The problem:
Locate, in the data below, the line that contains "Reproduce this screenshot" and the line that contains "const KO_SPACING = '1.1px'"; reproduce exactly those two lines and every line between them, nothing more.

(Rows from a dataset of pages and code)
# # # # # # #
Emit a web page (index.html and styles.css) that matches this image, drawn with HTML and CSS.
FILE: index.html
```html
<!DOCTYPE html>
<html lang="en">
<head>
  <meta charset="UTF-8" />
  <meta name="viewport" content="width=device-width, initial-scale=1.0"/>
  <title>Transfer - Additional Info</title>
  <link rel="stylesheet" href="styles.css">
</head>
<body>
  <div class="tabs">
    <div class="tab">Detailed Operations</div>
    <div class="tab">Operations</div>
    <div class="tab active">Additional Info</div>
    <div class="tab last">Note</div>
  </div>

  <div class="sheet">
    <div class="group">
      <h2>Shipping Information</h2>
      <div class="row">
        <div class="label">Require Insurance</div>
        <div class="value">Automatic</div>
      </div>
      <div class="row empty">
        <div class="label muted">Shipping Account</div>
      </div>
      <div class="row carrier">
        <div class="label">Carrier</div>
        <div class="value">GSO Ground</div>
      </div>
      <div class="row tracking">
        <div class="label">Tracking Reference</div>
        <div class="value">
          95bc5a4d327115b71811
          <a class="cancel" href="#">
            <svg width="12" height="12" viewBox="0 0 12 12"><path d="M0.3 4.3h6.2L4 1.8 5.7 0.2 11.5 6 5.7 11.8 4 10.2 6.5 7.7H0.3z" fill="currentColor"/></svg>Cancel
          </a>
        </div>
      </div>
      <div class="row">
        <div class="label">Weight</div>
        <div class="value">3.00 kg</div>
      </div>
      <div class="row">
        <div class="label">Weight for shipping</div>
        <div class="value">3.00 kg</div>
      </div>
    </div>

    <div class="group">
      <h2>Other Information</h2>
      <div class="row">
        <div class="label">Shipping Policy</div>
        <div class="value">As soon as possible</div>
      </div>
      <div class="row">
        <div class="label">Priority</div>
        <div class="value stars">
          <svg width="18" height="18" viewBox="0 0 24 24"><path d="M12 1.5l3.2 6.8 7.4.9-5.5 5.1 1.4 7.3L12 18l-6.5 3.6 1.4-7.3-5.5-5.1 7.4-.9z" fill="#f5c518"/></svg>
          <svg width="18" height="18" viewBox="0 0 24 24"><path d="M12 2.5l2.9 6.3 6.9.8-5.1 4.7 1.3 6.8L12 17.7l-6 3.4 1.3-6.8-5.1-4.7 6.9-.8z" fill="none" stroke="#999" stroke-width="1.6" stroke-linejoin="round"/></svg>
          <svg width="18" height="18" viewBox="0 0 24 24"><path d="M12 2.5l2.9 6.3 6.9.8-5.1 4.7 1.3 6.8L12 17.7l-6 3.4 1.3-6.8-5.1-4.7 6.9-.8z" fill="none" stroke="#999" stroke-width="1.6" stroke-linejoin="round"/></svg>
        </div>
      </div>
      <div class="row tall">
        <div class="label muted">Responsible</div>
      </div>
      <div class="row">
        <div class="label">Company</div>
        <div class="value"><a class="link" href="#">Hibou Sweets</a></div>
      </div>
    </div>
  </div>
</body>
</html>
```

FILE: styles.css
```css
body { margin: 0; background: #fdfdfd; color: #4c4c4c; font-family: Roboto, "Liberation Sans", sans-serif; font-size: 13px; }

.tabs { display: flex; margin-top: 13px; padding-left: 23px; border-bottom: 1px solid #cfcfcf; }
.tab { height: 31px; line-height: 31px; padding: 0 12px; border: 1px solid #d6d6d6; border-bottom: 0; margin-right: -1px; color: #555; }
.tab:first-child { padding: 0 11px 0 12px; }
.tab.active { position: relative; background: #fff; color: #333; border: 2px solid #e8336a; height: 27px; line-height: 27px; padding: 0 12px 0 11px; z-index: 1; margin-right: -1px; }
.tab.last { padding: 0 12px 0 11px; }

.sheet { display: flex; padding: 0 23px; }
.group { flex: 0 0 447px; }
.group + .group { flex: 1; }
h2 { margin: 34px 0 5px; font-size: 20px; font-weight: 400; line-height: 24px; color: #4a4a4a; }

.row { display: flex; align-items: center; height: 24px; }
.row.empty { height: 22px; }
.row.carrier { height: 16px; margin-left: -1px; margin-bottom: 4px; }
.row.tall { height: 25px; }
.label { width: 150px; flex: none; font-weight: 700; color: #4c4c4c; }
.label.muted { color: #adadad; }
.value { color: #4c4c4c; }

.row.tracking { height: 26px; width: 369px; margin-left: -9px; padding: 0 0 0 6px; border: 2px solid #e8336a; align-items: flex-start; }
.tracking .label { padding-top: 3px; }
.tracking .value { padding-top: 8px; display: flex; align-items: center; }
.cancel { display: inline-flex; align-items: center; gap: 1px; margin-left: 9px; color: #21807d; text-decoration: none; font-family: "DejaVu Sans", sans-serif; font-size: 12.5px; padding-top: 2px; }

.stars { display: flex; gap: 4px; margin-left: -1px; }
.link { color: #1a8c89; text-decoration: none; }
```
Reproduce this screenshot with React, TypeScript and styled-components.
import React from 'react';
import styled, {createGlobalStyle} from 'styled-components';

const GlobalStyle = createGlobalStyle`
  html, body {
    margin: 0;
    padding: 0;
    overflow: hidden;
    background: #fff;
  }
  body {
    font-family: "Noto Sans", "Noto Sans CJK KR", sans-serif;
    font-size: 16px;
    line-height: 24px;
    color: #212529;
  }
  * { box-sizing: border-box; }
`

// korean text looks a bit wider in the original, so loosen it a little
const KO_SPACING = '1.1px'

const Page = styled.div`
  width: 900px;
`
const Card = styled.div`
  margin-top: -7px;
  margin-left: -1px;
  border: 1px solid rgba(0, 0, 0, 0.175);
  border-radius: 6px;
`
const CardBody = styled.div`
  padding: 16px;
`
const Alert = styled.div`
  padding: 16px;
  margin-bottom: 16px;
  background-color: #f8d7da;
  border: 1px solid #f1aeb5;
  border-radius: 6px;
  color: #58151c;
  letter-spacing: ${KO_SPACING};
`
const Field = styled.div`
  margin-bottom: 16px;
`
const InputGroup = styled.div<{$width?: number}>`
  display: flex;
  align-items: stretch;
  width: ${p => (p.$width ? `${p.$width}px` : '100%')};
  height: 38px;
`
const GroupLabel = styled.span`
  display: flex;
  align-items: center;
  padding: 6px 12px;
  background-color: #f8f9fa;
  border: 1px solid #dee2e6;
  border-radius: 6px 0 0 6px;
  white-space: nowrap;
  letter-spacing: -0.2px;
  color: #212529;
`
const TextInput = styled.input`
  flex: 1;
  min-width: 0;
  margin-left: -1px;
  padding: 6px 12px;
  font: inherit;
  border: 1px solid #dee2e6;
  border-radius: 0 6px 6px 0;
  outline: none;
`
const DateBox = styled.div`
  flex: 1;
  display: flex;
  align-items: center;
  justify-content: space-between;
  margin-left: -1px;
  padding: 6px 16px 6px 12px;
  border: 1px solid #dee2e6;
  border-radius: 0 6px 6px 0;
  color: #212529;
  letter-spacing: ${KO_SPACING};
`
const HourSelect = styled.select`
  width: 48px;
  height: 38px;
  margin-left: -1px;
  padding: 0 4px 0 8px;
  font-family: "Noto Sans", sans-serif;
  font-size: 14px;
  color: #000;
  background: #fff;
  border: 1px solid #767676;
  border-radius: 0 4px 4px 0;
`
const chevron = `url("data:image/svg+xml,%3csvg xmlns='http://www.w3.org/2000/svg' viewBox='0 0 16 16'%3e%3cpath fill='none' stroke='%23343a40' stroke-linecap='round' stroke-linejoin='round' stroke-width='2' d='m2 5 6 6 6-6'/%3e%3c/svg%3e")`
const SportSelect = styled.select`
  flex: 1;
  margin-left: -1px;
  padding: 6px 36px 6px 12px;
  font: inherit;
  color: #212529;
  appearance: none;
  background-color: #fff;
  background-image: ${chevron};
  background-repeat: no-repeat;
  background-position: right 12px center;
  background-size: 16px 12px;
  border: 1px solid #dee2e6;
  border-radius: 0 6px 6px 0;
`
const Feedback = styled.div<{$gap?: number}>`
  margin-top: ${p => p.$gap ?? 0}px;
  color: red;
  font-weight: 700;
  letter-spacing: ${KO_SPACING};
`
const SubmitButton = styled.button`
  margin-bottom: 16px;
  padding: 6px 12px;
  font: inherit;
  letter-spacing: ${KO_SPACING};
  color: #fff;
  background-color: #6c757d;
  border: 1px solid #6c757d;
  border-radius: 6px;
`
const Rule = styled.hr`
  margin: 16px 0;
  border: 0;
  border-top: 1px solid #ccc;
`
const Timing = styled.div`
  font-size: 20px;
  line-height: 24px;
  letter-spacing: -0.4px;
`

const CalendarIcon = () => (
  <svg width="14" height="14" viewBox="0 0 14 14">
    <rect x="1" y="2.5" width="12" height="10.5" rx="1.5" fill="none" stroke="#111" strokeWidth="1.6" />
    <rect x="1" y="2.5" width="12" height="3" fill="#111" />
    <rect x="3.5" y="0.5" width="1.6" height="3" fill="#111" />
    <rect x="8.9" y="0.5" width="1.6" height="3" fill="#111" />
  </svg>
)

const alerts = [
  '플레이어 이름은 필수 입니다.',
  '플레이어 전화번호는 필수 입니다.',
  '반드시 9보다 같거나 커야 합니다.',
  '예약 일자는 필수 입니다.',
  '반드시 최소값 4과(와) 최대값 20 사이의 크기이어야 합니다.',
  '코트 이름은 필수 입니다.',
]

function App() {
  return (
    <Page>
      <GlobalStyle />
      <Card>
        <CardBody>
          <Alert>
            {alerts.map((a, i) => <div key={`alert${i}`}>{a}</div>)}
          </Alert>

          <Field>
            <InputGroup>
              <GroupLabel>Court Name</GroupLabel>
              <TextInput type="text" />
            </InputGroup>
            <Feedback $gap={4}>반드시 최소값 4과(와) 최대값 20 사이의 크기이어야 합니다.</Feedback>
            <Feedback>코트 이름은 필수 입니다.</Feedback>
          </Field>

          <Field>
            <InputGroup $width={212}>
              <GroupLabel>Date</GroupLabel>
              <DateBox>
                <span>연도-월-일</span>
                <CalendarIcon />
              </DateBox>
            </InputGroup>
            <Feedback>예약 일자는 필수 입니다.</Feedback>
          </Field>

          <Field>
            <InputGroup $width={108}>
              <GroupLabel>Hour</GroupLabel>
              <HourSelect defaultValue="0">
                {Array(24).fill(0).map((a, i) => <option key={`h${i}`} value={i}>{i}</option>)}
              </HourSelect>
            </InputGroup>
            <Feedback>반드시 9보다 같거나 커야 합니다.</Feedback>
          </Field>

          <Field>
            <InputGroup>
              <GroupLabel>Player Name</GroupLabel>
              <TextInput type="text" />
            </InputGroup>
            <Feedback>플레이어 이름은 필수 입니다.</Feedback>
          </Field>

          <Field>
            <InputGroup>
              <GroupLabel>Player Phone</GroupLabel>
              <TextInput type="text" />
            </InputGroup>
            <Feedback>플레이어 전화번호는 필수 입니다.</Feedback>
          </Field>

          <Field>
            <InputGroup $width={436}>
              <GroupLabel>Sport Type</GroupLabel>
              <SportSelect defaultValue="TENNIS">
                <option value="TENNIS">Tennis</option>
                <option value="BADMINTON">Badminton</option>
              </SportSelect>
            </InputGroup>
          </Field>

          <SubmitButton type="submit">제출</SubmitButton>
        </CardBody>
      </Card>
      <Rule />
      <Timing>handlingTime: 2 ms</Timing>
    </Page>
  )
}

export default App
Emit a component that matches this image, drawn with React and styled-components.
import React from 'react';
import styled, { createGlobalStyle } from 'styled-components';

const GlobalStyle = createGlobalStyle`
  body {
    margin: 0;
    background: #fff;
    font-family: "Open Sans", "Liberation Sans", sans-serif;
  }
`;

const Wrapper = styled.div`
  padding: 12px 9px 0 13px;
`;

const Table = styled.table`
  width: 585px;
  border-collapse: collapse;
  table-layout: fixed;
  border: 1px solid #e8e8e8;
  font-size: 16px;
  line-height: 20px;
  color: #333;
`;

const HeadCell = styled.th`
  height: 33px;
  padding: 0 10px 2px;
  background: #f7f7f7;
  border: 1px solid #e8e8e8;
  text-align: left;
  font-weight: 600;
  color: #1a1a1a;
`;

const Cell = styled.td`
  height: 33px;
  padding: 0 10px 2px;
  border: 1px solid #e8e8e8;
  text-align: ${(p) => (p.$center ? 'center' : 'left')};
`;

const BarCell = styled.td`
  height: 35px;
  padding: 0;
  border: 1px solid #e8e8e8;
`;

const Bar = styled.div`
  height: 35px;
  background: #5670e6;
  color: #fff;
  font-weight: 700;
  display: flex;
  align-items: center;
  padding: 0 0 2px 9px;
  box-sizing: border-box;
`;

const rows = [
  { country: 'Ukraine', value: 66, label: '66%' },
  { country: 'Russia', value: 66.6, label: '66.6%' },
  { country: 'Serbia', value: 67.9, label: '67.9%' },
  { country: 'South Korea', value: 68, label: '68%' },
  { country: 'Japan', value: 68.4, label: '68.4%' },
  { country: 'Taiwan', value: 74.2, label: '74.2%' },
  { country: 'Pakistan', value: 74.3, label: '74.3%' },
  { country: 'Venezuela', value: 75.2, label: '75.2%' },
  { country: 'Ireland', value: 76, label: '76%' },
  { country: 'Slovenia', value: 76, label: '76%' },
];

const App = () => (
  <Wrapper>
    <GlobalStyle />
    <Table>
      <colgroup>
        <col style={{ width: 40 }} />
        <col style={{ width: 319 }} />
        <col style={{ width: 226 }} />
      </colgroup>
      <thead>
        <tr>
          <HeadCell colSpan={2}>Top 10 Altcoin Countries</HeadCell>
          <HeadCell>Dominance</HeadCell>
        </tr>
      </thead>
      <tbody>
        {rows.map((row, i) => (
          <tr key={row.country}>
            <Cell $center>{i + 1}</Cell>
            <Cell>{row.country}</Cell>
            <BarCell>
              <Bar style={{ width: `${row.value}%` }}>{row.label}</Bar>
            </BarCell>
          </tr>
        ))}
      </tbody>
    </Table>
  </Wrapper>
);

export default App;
# # # # # # #
Correct output:
Reproduce this screenshot with React, TypeScript and styled-components.
import React from 'react';
import styled, {createGlobalStyle} from 'styled-components';

const GlobalStyle = createGlobalStyle`
  html, body {
    margin: 0;
    padding: 0;
    overflow: hidden;
    background: #fff;
  }
  body {
    font-family: "Noto Sans", "Noto Sans CJK KR", sans-serif;
    font-size: 16px;
    line-height: 24px;
    color: #212529;
  }
  * { box-sizing: border-box; }
`

// korean text looks a bit wider in the original, so loosen it a little
const KO_SPACING = '1.1px'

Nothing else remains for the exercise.